Outsiders Looking In: The Band, the Counterculture, and the Imagined South
Saturday, January 9, 2016: 11:30 AM
Room 304 (Hilton Atlanta)
Zachary J. Lechner, North Carolina School of Science and Mathematics
The musical act that best embodied countercultural imaginings of a pre-modern white South in the 1960s and early 1970s was The Band. Composed of four Canadians and one Arkansan, its music was an incomparable mixture of American music, from rhythm and blues to country to rock ‘n’ roll. Unlike most rock acts that dabbled in country music at this time, The Band presented a direct portrait of the South’s white inhabitants. It demonstrated its sympathetic and anachronistic portrait of the region and its people, for example, in the Lost Cause mythology of “The Night They Drove Old Dixie Down” and in the wistful “Rockin’ Chair” (both 1969), two songs that depicted the white South as a rural sanctuary. The Band’s representations of the region deeply connected with accounts of the South in the countercultural underground press.

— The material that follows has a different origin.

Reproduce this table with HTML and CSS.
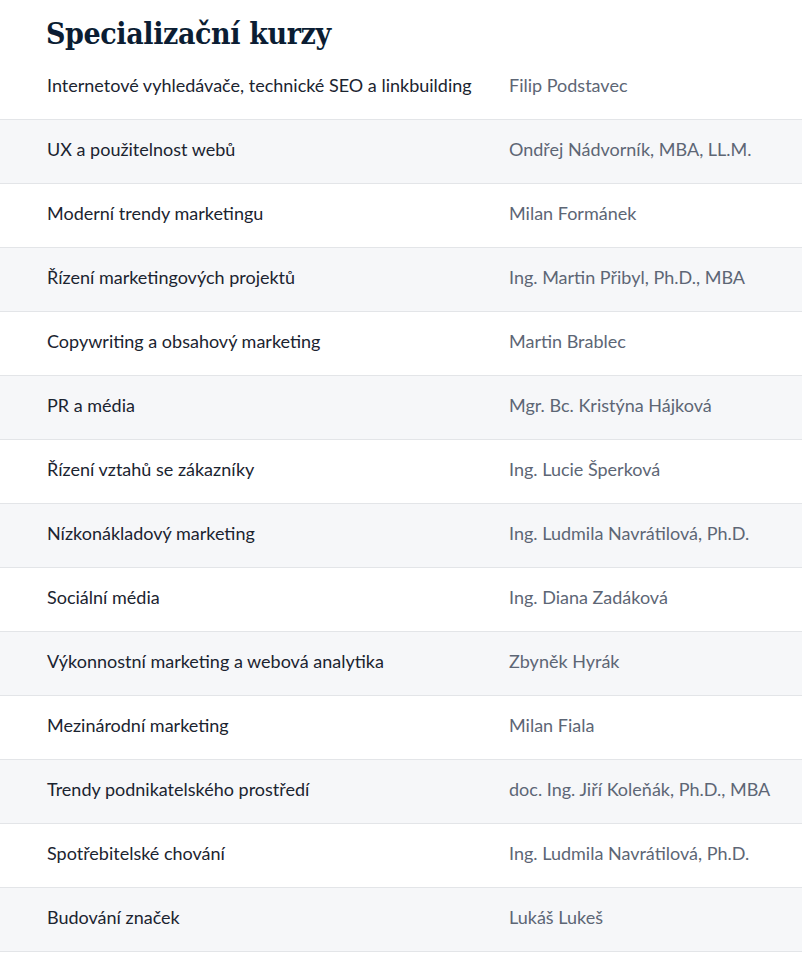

An analysis of The Band’s South and its countercultural and mainstream responses deepens our understanding of the counterculture’s fascination with the region. Perhaps more importantly, it suggests that an imagined pre-modern white South held considerable appeal to non-hippie Americans, too, as both a refuge from and as a repository of tools for combating the cultural and political anxieties of the 1960s era. No band better embodied the views of counterculturists who embraced the rural, working-class white South than The Band, a group of mostly nonsouthern outsiders whose songs’ imaginative (and imagined) depictions of the region showcased the continuing allure of a pre-modern South in the 1960s and 1970s that reached across (counter)cultural lines.